The FTSE 100 index closed up 4.46 points, or 0.1%, at 7,476.63, but ended the week 1.1% lower.

The FTSE 250 ended up 91.99 points, or 0.5% at 18,916.00 - closing the week down 2.3%. The AIM All-Share closed up just 0.18 of a point at 834.59, and finished the week 2.3% lower.

The Cboe UK 100 ended down 0.1% at 747.72, the Cboe UK 250 closed up 0.5% at 16,342.76, and the Cboe Small Companies ended flat at 13,088.89.

Upward pressure on US producer prices was higher than expected in November, figures from the Bureau of Labor Statistics showed.

The producer price index for final demand rose higher than expected, by 0.3% in November from October, the same monthly rise as seen in October and September.

The FXStreet-cited consensus was an increase of 0.1%. In August, PPI had been flat on the month before.

On an annual basis, PPI inflation was 7.4% in November, unchanged from 7.4% in October, and in line with FXStreet-cited consensus.

"While US factory-gate inflation points towards the need for still more rate rises, stocks can now scent the potential for a rally into the end of the month. Such a bounce would repair more of the damage suffered in 2022, even if the post-Christmas blues do set in," said Chris Beauchamp at IG.

"The PPI data was unable to have much of a negative impact, although it does set us up for another hot CPI figure and hawkish Fed next week which might be much harder for markets to navigate successfully," Beauchamp continued.

Stocks in New York were higher at the London equities close, with the DJIA up just 15.01 points, the S&P 500 index up 0.2%, and the Nasdaq Composite up 0.3%.

In European equities on Friday, the CAC 40 in Paris ended up 0.5%, while the DAX 40 in Frankfurt ended up 0.7%.

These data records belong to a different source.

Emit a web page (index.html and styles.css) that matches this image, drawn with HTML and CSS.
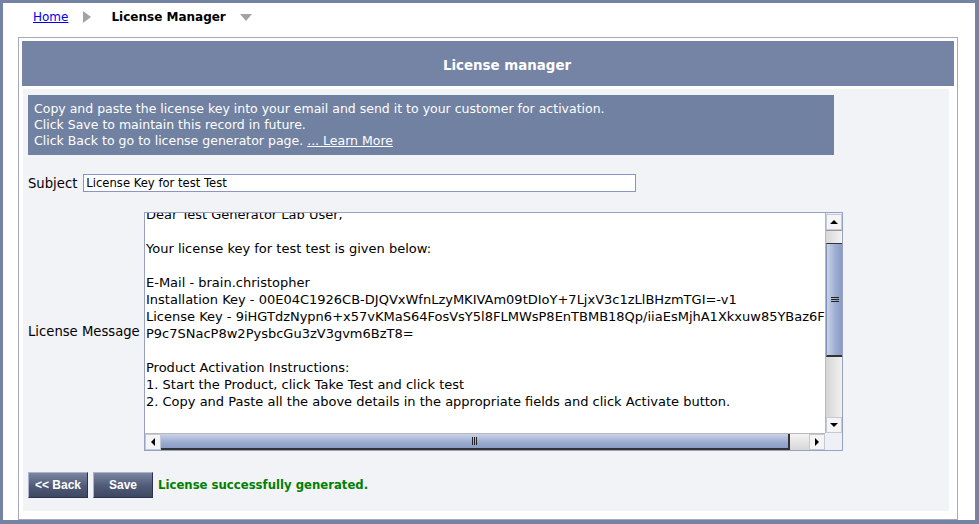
FILE: index.html
```html
<!DOCTYPE html>
<html>
<head>
<meta charset="utf-8">
<link rel="stylesheet" href="styles.css">
</head>
<body>
<div class="frame">
  <div class="crumbs">
    <a class="home" href="#">Home</a>
    <span class="arrow-right"></span>
    <span class="current">License Manager</span>
    <span class="arrow-down"></span>
  </div>
  <div class="panel">
    <div class="panel-head">License manager</div>
    <div class="panel-body">
      <div class="info">
        <div>Copy and paste the license key into your email and send it to your customer for activation.</div>
        <div>Click Save to maintain this record in future.</div>
        <div>Click Back to go to license generator page. <a class="learn" href="#">... Learn More</a></div>
      </div>
      <div class="subject-row">
        <label class="lbl">Subject</label>
        <input class="subject-input" type="text" value="License Key for test Test">
      </div>
      <div class="msg-row">
        <label class="lbl msg-lbl">License Message</label>
        <div class="textarea">
          <div class="ta-view">
            <div class="ta-text">Dear Test Generator Lab User,

Your license key for test test is given below:

E-Mail - brain.christopher
Installation Key - 00E04C1926CB-DJQVxWfnLzyMKIVAm09tDIoY+7LjxV3c1zLlBHzmTGI=-v1
License Key - 9iHGTdzNypn6+x57vKMaS64FosVsY5l8FLMWsP8EnTBMB18Qp/iiaEsMjhA1Xkxuw85YBaz6Fk4qRt
P9c7SNacP8w2PysbcGu3zV3gvm6BzT8=

Product Activation Instructions:
1. Start the Product, click Take Test and click test
2. Copy and Paste all the above details in the appropriate fields and click Activate button.</div>
          </div>
          <div class="vbar">
            <div class="sb-btn up"><span class="tri-up"></span></div>
            <div class="v-track-a"></div>
            <div class="v-thumb"><span class="grip-h"></span></div>
            <div class="v-track-b"></div>
            <div class="sb-btn down"><span class="tri-down"></span></div>
          </div>
          <div class="hbar">
            <div class="sb-btn left"><span class="tri-left"></span></div>
            <div class="h-thumb"><span class="grip-v"></span></div>
            <div class="h-track"></div>
            <div class="sb-btn right"><span class="tri-right"></span></div>
          </div>
          <div class="corner"></div>
        </div>
      </div>
      <div class="actions">
        <button class="btn">&lt;&lt; Back</button>
        <button class="btn">Save</button>
        <span class="ok">License successfully generated.</span>
      </div>
    </div>
  </div>
</div>
</body>
</html>
```

FILE: styles.css
```css
html, body {
  margin: 0;
  padding: 0;
}
body {
  width: 979px;
  height: 524px;
  overflow: hidden;
  background: #ffffff;
  font-family: "DejaVu Sans", Verdana, sans-serif;
}
.frame {
  box-sizing: border-box;
  width: 979px;
  height: 524px;
  border-style: solid;
  border-color: #7483a3;
  border-width: 3px 4px 4px 3px;
  display: flex;
  flex-direction: column;
}
.crumbs {
  height: 34px;
  box-sizing: border-box;
  padding: 7px 0 0 30px;
  display: flex;
  align-items: flex-start;
  font-size: 12px;
  line-height: 14px;
}
.home {
  color: #0000ee;
  text-decoration: underline;
}
.arrow-right {
  width: 0;
  height: 0;
  margin: 1px 20px 0 15px;
  border-top: 6px solid transparent;
  border-bottom: 6px solid transparent;
  border-left: 8px solid #a3a3a3;
}
.current {
  font-weight: bold;
  color: #000;
}
.arrow-down {
  width: 0;
  height: 0;
  margin: 4px 0 0 14px;
  border-left: 6.5px solid transparent;
  border-right: 6.5px solid transparent;
  border-top: 7px solid #a3a3a3;
}
.panel {
  margin-left: 15px;
  width: 940px;
  height: 483px;
  box-sizing: border-box;
  border: 1px solid #a3a9c1;
  padding: 3px;
  display: flex;
  flex-direction: column;
}
.panel-head {
  height: 45px;
  box-sizing: border-box;
  padding: 3px 0 0 38px;
  background: #7584a4;
  color: #ffffff;
  font-weight: bold;
  font-size: 13.4px;
  display: flex;
  align-items: center;
  justify-content: center;
  flex-shrink: 0;
}
.panel-body {
  margin: 3px 5px 5px 1px;
  flex: 1;
  background: #f2f3f7;
  padding: 6px 0 0 5px;
  display: flex;
  flex-direction: column;
  font-size: 12px;
}
.info {
  width: 806px;
  box-sizing: border-box;
  background: #7181a1;
  color: #ffffff;
  padding: 6px 6px;
  line-height: 16px;
  font-size: 12.5px;
}
.learn {
  color: #ffffff;
  text-decoration: underline;
}
.subject-row {
  margin-top: 19px;
  display: flex;
  align-items: center;
  height: 18px;
}
.lbl {
  color: #000;
  font-size: 13.2px;
}
.subject-input {
  margin: 0 0 0 6px;
  width: 553px;
  height: 18px;
  box-sizing: border-box;
  border: 1px solid #8b95c4;
  padding: 0 0 0 2px;
  font-family: "DejaVu Sans", Verdana, sans-serif;
  font-size: 11.6px;
  color: #000;
  background: #fff;
  outline: none;
}
.msg-row {
  margin-top: 20px;
  display: flex;
  align-items: center;
}
.msg-lbl {
  width: 116px;
  flex-shrink: 0;
}
.textarea {
  width: 699px;
  height: 239px;
  box-sizing: border-box;
  border: 1px solid #98a1c2;
  background: #fff;
  display: grid;
  grid-template-columns: 1fr 17px;
  grid-template-rows: 1fr 17px;
}
.ta-view {
  overflow: hidden;
  min-width: 0;
}
.ta-text {
  white-space: pre;
  font-size: 13px;
  line-height: 17px;
  margin-top: -7px;
  padding-left: 1px;
  color: #000;
}
.vbar {
  display: flex;
  flex-direction: column;
  background: #eeeeee;
  border-left: 1px solid #b8b8b8;
}
.hbar {
  display: flex;
  background: #eeeeee;
  border-top: 1px solid #b8b8b8;
}
.corner {
  background: #eef0f6;
}
.sb-btn {
  box-sizing: border-box;
  background: #f4f4f4;
  border: 1px solid #c4c8d8;
  display: flex;
  align-items: center;
  justify-content: center;
  flex-shrink: 0;
}
.sb-btn.up { height: 16px; margin-top: 1px; }
.sb-btn.down { height: 16px; }
.sb-btn.left { width: 16px; }
.sb-btn.right { width: 16px; }
.tri-up {
  border-left: 4px solid transparent;
  border-right: 4px solid transparent;
  border-bottom: 4px solid #000;
}
.tri-down {
  border-left: 4px solid transparent;
  border-right: 4px solid transparent;
  border-top: 4px solid #000;
}
.tri-left {
  border-top: 4px solid transparent;
  border-bottom: 4px solid transparent;
  border-right: 4px solid #000;
}
.tri-right {
  border-top: 4px solid transparent;
  border-bottom: 4px solid transparent;
  border-left: 4px solid #000;
}
.v-track-a {
  height: 12px;
  background: linear-gradient(to right, #d8d8d8, #f2f2f2);
  border-top: 1px solid #999;
}
.v-thumb {
  height: 114px;
  box-sizing: border-box;
  background: linear-gradient(to right, #c9d3e8, #9aabcf 60%, #8a9cc4);
  border-top: 1px solid #333;
  border-bottom: 2px solid #333;
  border-left: 1px solid #8090b0;
  display: flex;
  align-items: center;
  justify-content: center;
}
.grip-h {
  width: 8px;
  height: 5px;
  border-top: 1px solid #222;
  border-bottom: 1px solid #222;
  background: linear-gradient(#222 0 1px, transparent 1px);
  background-position: 0 1px;
  background-repeat: no-repeat;
  box-sizing: border-box;
}
.v-track-b {
  flex: 1;
  background: linear-gradient(to right, #d6d6d6, #f0f0f0);
}
.h-thumb {
  width: 629px;
  box-sizing: border-box;
  background: linear-gradient(#c9d3e8, #9aabcf 60%, #8a9cc4);
  border-right: 2px solid #333;
  border-bottom: 2px solid #333;
  display: flex;
  align-items: center;
  justify-content: center;
}
.grip-v {
  width: 5px;
  height: 8px;
  border-left: 1px solid #222;
  border-right: 1px solid #222;
  box-sizing: border-box;
  background: linear-gradient(to right, transparent 1px, #222 1px 2px, transparent 2px);
}
.h-track {
  flex: 1;
  background: linear-gradient(#f4f4f4, #d6d6d6);
}
.actions {
  margin-top: 21px;
  display: flex;
  align-items: center;
}
.btn {
  width: 60px;
  height: 26px;
  margin: 0 5px 0 0;
  box-sizing: border-box;
  background: linear-gradient(#7a85a2, #4f5a78 55%, #3e4862);
  border: 1px solid;
  border-color: #aab4d0 #2c3348 #2c3348 #aab4d0;
  color: #ffffff;
  font-family: "Liberation Sans", Arial, sans-serif;
  font-weight: bold;
  font-size: 12px;
  padding: 0;
}
.ok {
  color: #008000;
  font-weight: bold;
  font-size: 11.7px;
}
```
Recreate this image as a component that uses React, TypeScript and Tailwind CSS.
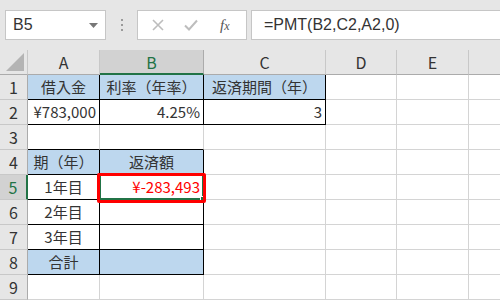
import React from "react";
import clsx from "clsx";

type CellDef = {
  text?: string;
  align?: "center" | "right";
  fill?: boolean;
  rb?: boolean;
  bb?: boolean;
  red?: boolean;
  sel?: boolean;
};

const colW = ["w-[72px]", "w-[104px]", "w-[122px]", "w-[71px]", "w-[72px]", "w-[60px]"];
const colNames = ["A", "B", "C", "D", "E", ""];

// 表の中身 (A〜C列のみ)
const rows: CellDef[][] = [
  [
    { text: "借入金", fill: true, rb: true, bb: true },
    { text: "利率（年率）", fill: true, rb: true, bb: true },
    { text: "返済期間（年）", fill: true, rb: true, bb: true },
  ],
  [
    { text: "¥783,000", align: "right", rb: true, bb: true },
    { text: "4.25%", align: "right", rb: true, bb: true },
    { text: "3", align: "right", rb: true, bb: true },
  ],
  [{ bb: true }, { bb: true }, {}],
  [
    { text: "期（年）", fill: true, rb: true, bb: true },
    { text: "返済額", fill: true, rb: true, bb: true },
    {},
  ],
  [
    { text: "1年目", rb: true, bb: true },
    { text: "¥-283,493", align: "right", rb: true, bb: true, red: true, sel: true },
    {},
  ],
  [{ text: "2年目", rb: true, bb: true }, { rb: true, bb: true }, {}],
  [{ text: "3年目", rb: true, bb: true }, { rb: true, bb: true }, {}],
  [{ text: "合計", fill: true, rb: true, bb: true }, { fill: true, rb: true, bb: true }, {}],
  [{}, {}, {}],
];

const font = { fontFamily: '"Noto Sans CJK JP", "Noto Sans", sans-serif' };

function Cell({ w, c }: { w: string; c: CellDef }) {
  return (
    <div
      className={clsx(
        "relative h-full shrink-0 flex items-center px-[3px] border-r border-b text-[15px] whitespace-nowrap",
        w,
        c.rb ? "border-r-black" : "border-r-[#d4d4d4]",
        c.bb ? "border-b-black" : "border-b-[#d4d4d4]",
        c.fill ? "bg-[#bdd7ee]" : "bg-white",
        c.align === "right" ? "justify-end" : "justify-center",
        c.red ? "text-[#ff0000]" : "text-[#333]"
      )}
    >
      {c.text}
      {c.sel && (
        <>
          <div className="absolute z-10 top-[-1px] left-[-1px] right-[-1px] bottom-[-1px] border-2 border-[#217346]" />
          <div className="absolute z-10 right-[-3px] bottom-[-3px] w-[6px] h-[6px] bg-[#217346] border border-white" />
          <div className="absolute z-20 top-[-2px] left-[-3px] right-[-3px] bottom-[-4px] border-[3px] border-[#ff0000] rounded-[2px]" />
        </>
      )}
    </div>
  );
}

export default function App() {
  return (
    <div className="w-[500px] h-[300px] overflow-hidden bg-white" style={font}>
      {/* 数式バー */}
      <div className="h-[50px] bg-[#e6e6e6] flex items-start pt-[10px]">
        <div className="ml-[5px] w-[101px] h-[30px] bg-white border border-[#c6c6c6] flex items-center justify-between pl-[7px] pr-[7px]">
          <span className="text-[16px] text-[#333]" style={{ fontFamily: '"Liberation Sans", Arial, sans-serif' }}>
            B5
          </span>
          <svg width="9" height="5" viewBox="0 0 9 5">
            <path d="M0 0 H9 L4.5 5 Z" fill="#777" />
          </svg>
        </div>
        <div className="w-[31px] h-[30px] flex flex-col items-center justify-center gap-[3px]">
          <div className="w-[2px] h-[2px] bg-[#9a9a9a]" />
          <div className="w-[2px] h-[2px] bg-[#9a9a9a]" />
          <div className="w-[2px] h-[2px] bg-[#9a9a9a]" />
        </div>
        <div className="w-[110px] h-[30px] bg-white border border-[#c6c6c6] flex items-center">
          <svg className="ml-[14px]" width="12" height="12" viewBox="0 0 12 12">
            <path d="M1 1 L11 11 M11 1 L1 11" stroke="#bdbdbd" strokeWidth="1.6" />
          </svg>
          <svg className="ml-[20px]" width="14" height="12" viewBox="0 0 14 12">
            <path d="M1 6.5 L5 10.5 L13 1.5" stroke="#bdbdbd" strokeWidth="2" fill="none" />
          </svg>
          <span
            className="ml-[22px] text-[15px] italic text-[#555]"
            style={{ fontFamily: '"Liberation Serif", "Times New Roman", serif' }}
          >
            f<span className="text-[12px]">x</span>
          </span>
        </div>
        <div className="ml-[4px] flex-1 h-[30px] bg-white border border-[#c6c6c6] border-r-0 flex items-center pl-[12px]">
          <span className="text-[16px] text-[#333]" style={{ fontFamily: '"Liberation Sans", Arial, sans-serif' }}>
            =PMT(B2,C2,A2,0)
          </span>
        </div>
      </div>

      {/* 列見出し */}
      <div className="flex h-[25px] bg-[#e6e6e6]">
        <div className="w-[28px] h-full shrink-0 border-r border-b border-r-[#c8c8c8] border-b-[#ababab] flex items-end justify-end p-[3px]">
          <svg width="18" height="18" viewBox="0 0 18 18">
            <path d="M18 0 V18 H0 Z" fill="#b4b4b4" />
          </svg>
        </div>
        {colNames.map((n, i) => (
          <div
            key={i}
            className={clsx(
              "h-full shrink-0 flex items-center justify-center text-[16px] border-r",
              colW[i],
              n === "B"
                ? "bg-[#d2d2d2] text-[#217346] border-b-2 border-b-[#217346] border-r-[#ababab]"
                : "text-[#333] border-b border-b-[#ababab] border-r-[#c8c8c8]"
            )}
          >
            {n}
          </div>
        ))}
      </div>

      {/* 行 */}
      {rows.map((r, ri) => (
        <div key={ri} className="flex h-[25px]">
          <div
            className={clsx(
              "w-[28px] h-full shrink-0 flex items-center justify-center text-[16px] border-b border-b-[#c8c8c8]",
              ri === 4
                ? "bg-[#d2d2d2] text-[#217346] border-r-2 border-r-[#217346]"
                : "bg-[#e6e6e6] text-[#333] border-r border-r-[#ababab]"
            )}
          >
            {ri + 1}
          </div>
          {colW.map((w, ci) => (
            <Cell key={ci} w={w} c={r[ci] ?? {}} />
          ))}
        </div>
      ))}
    </div>
  );
}
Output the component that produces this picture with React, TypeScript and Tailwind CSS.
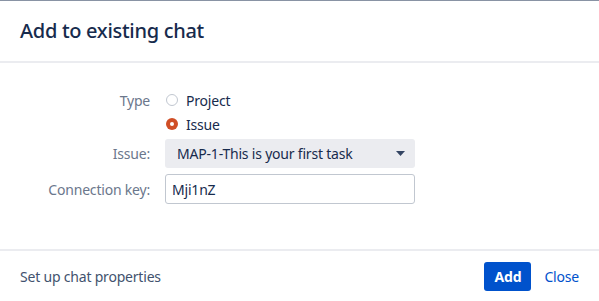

The euro stood at USD1.0542 at the European equities close on Friday, a touch lower against USD1.0547 at the same time on Thursday. Against the yen, the dollar was trading at JPY136.37, higher compared to JPY135.56 late Thursday.

The pound was quoted at USD1.2301 at the London equities close on Friday, up sharply from USD1.2218 at the close on Thursday.

The UK government has launched a raft of major reforms to the financial sector to replace EU regulation and cut red tape.

Chancellor Jeremy Hunt said the so-called "Edinburgh Reforms" will seize on "Brexit freedoms" to overhaul banking rules.

They include a package of more than 30 regulatory reforms which he claims will "turbocharge" growth in towns and cities across the UK.

The moves will loosen banking rules introduced after the 2008 financial crisis, which saw some UK banks face potential collapse.

interactive investor's Victoria Scholar said that Hunt is trying to prove to the financial sector that he is "very much pro-business" and in favour of the City of London as a key growth engine to the economy.

"However," she added, "there is a risk that the Treasury is acting myopically, quickly forgetting the pre-2008 excessive risk taking that ultimately led to the global financial crisis and the introduction of new regulation to prevent another similar catastrophe."

In London, DS Smith finished the best blue-chip performer on Friday, closing 4.4% higher.

The packaging firm reported a strong half-year, posting a jump in profit amid revenue climbs in Southern Europe and North America.

DS Smith said revenue rose 28% to GBP4.30 billion in the six months ended October 31, from GBP3.36 billion a year before, lifting pretax profit by 82% to GBP322 million from GBP177 million.

DS Smith said the performance was driven by focusing on its customers' needs during a period of significant economic volatility.

"This has enabled us to achieve continued market share gains, an increase in profitability and improvements in our key financial performance ratios," said Chief Executive Officer Miles Roberts.

Looking ahead, DS Smith now expects its full-year performance to be ahead of previous expectations, and the second half to be consistent with the first.

Anglo American dropped 2.6% after it moderated its production growth plans over the near term as it battled with economic volatility, extreme weather and other localised disruptions at its operations.

For next year, the mining firm said output is estimated at between 3.6 million ounces and 4.0 million ounces.

For 2024, production is seen at between 3.6 million ounces and 4.0 million ounces in 2024, before dropping to between 3.5 million ounces and 3.9 million ounces in 2025.

Associated British Foods closed down 0.9% despite reiterated its annual outlook amid rising costs.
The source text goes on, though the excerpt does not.